• AVAILABLE RECORDS:
»»
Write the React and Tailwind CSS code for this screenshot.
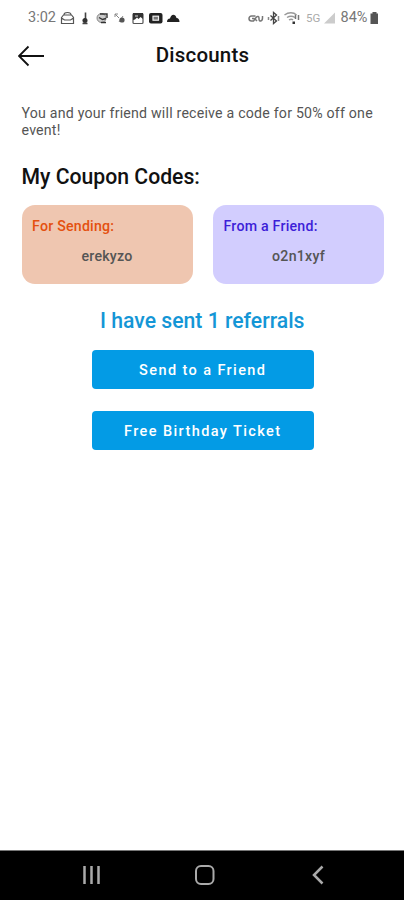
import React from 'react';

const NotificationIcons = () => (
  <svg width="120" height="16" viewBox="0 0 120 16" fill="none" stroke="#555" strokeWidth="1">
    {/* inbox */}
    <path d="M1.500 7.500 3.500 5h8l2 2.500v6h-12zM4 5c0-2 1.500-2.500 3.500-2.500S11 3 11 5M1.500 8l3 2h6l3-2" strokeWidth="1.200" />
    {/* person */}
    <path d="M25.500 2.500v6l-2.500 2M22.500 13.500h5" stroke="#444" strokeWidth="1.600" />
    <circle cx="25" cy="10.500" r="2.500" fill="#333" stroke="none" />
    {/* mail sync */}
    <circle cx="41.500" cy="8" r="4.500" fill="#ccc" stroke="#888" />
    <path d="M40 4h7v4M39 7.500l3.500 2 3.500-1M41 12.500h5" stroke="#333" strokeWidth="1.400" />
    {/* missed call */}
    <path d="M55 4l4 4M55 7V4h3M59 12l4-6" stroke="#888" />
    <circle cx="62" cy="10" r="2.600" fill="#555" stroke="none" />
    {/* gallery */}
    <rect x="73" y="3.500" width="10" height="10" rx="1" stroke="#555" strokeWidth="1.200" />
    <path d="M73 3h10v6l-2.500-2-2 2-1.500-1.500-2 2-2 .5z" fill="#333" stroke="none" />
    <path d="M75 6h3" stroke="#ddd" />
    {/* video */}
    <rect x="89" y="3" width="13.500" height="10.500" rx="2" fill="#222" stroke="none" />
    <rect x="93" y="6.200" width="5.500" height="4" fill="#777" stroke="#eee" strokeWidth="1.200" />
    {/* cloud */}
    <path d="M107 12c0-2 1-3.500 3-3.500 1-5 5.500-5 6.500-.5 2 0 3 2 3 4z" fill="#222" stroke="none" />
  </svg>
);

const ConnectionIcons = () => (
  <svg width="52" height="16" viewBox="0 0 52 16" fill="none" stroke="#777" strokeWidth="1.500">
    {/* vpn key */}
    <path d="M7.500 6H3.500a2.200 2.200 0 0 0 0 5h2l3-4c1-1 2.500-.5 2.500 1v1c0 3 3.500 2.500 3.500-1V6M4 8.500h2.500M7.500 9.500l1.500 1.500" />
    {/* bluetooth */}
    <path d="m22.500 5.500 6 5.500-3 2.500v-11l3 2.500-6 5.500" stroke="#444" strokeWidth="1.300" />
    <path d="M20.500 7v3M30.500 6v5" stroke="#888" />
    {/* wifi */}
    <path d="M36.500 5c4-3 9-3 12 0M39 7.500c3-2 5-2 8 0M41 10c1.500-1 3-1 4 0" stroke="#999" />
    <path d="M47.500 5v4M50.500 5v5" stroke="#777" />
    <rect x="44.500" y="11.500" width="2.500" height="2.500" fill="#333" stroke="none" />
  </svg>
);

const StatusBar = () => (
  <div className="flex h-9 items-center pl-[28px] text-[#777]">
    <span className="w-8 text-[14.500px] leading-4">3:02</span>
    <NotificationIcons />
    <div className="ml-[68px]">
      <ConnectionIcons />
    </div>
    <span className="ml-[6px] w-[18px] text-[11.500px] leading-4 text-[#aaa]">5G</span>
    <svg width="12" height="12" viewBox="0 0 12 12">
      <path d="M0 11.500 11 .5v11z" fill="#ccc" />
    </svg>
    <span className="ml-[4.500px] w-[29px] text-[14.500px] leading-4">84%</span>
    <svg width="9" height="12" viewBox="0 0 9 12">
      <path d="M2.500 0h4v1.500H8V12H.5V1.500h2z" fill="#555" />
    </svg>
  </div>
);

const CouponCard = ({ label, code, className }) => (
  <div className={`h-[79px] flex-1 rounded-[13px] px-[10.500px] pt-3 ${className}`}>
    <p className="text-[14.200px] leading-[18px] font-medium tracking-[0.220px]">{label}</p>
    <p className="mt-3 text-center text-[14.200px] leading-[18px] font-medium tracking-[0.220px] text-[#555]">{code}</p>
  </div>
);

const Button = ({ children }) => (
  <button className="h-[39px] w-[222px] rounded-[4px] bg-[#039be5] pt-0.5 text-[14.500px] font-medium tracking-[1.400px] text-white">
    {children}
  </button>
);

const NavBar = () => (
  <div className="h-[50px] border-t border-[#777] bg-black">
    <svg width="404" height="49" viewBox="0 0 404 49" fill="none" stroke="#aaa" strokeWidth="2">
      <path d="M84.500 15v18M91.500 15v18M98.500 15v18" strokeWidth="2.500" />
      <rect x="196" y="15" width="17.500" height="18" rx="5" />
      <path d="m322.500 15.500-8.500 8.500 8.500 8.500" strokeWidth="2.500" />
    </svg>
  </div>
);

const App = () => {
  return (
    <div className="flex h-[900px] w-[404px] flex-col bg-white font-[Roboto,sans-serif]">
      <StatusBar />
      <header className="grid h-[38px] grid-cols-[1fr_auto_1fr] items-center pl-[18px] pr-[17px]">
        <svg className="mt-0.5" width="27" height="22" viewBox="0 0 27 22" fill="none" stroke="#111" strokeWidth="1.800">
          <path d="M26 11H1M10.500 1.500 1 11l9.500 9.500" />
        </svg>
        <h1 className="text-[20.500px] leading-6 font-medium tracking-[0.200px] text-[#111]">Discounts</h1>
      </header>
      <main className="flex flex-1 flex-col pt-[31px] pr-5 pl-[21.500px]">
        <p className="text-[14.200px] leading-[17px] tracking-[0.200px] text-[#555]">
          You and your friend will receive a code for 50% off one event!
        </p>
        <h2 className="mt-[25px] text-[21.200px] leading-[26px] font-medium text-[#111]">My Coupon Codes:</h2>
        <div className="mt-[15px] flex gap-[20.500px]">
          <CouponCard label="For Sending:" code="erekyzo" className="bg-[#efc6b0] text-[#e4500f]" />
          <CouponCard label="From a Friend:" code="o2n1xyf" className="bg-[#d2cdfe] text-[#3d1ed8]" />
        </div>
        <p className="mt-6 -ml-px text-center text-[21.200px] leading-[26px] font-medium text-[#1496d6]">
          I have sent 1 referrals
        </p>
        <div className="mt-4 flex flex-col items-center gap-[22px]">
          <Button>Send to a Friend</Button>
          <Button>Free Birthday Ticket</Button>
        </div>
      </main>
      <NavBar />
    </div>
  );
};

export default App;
««
»»
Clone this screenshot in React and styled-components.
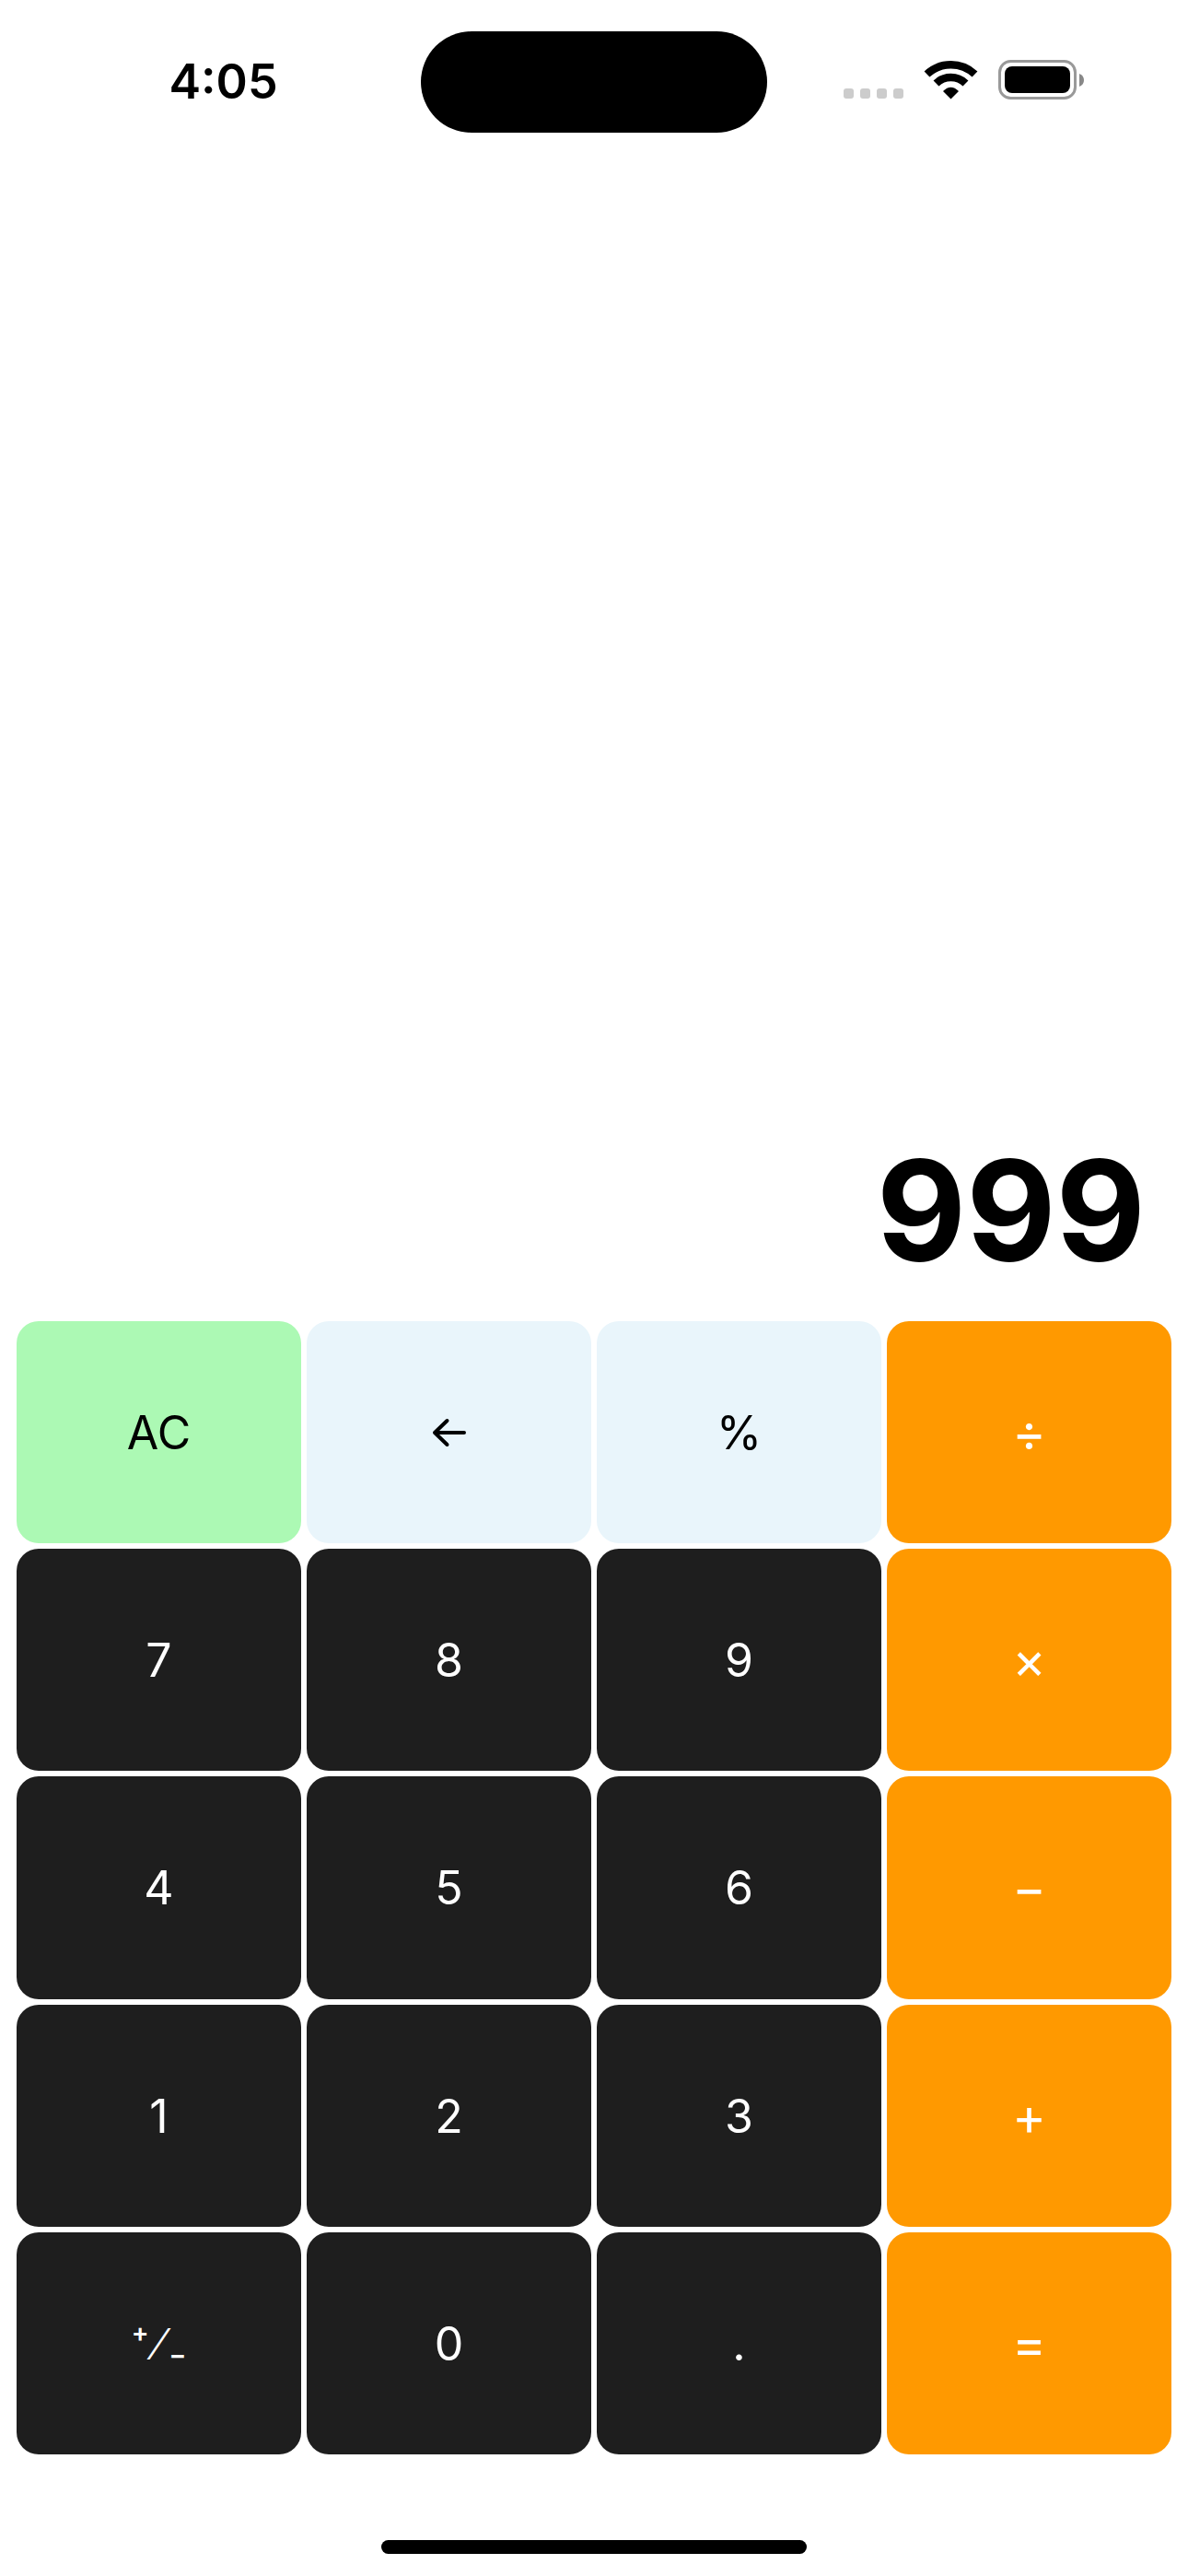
««
• EXERCISE BRIEF: Only the lines from the one holding "Write the React" to the one holding "import React from 'react';" should be returned, both included and exactly as written, with no pictures.

• OUTPUT FOR THIS TASK:
Write the React and Tailwind CSS code for this screenshot.
import React from 'react';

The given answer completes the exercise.